Bizler deprem olunca hatırlarız yerin sallandığını, binaların yıkıldığını daha sonra tez unuturuz olanları.
Bir deprem durumundan sonraki olaylardan bahsedeceğim şimdi…
Gölcük depreminden sonra idi…
İstanbul Büyükçekmece sahilinde geziyoruz.
Orada oturan arkadaşım:
“Şu gördüğün binalar var ya çoğu depremden sonra boşaltıldı, herkes başka yerlere gittiler. Şu an istediğin binayı yüz, yüz elli bin liraya satın alırsın” dedi.
Aradan üç dört yıl geçti…
Tesadüfen yine o sahilde dolaşıyoruz. Arkadaşlardan birisi:” Hocam şu karşıdaki binalar var ya depremden hemen sonra yüz, yüz elli bine alınıyordu, şimdi beş yüz bine vermiyorlar…”
İçimden dedim ki:
“Ey insanoğlu dün ne idin bugün ne oldun. Deprem geçti her şey bitti, sen deprem kuşağında olduğunu ne tez unuttun.”
Demem şu ki:
Unutuluyor, az rahatlığı görünce hemen her şey unutuluyor…

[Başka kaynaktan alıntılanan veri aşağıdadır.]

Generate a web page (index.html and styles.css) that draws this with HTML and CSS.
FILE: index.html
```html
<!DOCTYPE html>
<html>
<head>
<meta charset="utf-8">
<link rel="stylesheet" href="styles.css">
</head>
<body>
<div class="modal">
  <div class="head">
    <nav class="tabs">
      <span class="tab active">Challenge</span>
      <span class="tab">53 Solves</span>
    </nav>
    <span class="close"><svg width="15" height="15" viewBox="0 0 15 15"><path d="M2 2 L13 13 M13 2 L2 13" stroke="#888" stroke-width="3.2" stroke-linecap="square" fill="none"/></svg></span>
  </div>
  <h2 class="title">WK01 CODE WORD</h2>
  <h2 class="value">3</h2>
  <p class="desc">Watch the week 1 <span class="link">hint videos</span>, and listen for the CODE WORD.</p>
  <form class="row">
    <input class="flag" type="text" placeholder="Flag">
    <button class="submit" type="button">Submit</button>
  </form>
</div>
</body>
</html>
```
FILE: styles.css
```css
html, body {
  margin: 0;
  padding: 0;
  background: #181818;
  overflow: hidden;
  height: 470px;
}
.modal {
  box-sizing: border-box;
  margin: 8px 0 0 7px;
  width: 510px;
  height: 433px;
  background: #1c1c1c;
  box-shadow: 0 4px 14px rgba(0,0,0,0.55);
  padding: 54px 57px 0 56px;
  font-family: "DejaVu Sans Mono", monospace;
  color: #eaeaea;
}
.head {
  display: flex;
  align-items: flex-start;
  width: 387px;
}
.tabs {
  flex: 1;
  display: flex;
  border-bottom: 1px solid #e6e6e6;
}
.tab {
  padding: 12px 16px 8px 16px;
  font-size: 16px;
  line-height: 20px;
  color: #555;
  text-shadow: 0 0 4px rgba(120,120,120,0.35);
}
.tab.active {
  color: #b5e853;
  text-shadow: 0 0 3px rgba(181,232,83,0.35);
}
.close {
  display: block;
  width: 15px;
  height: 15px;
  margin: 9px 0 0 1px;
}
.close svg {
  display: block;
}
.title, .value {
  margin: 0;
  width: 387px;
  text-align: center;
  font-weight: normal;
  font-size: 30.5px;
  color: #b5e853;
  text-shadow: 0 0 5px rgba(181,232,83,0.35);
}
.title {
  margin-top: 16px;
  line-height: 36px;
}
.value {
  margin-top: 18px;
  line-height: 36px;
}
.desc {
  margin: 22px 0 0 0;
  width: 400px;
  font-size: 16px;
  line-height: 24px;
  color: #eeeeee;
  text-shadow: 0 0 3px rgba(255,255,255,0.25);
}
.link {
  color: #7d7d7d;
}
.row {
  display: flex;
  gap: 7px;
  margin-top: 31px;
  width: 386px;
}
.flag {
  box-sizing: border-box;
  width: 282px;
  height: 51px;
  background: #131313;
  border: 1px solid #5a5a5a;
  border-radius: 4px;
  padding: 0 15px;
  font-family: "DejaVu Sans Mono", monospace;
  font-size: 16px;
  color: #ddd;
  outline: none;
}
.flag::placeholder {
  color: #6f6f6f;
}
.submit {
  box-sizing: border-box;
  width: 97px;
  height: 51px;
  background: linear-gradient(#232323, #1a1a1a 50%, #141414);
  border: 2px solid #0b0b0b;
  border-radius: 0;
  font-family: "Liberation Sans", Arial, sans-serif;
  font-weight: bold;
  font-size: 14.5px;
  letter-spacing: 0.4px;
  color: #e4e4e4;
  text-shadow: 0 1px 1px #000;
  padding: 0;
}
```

Aynen bugünkü olaylar gibi…
Şu anda Türkiye’mizin hemen hemen birçok bölgesinde deprem vakaları oluyor.
Televizyonlarda her akşam deprem hocaları bir harita bir çubukla bir şeyler anlatıyorlar.
Acaba yüzde kaçımız bunları dinleyip bir şeyler öğreniyoruz?
Belki deprem olduğu gün dinlerdir iz, sonra!
Öyle ise ne yapmalı?
Bu işten anlayan hakiki yetkililerden oluşan bir heyet toplanmalı…
TRT kanallarından birinde halka önceden duyurulup bir açık oturum yaparak o yetkililer doğudan batıya, güneyden kuzeye Türkiye de deprem gerçeklerini en ince teferruatına kadar halka anlatmalılar…
Hatta bu toplantılar her ay bir defa olmak üzere yapılmalı ki, halk bu deprem afetini zihin’ine iyice yerleştirmeli…
Binalarını yaparken, alırken, yapanların hilelerini görürken bilinçli olmalı…
Olay olduktan sonra ne yapsan boş, çünkü olan bir daha deri gelmez…
Ucuz etinde yahnisi yenmez(Bina için)
Ucuzdan pahallı bir şey olmaz(Bina için)
Bu günü değil, yarınları düşünerek hareket edersek yaşamımız kolaylaşır.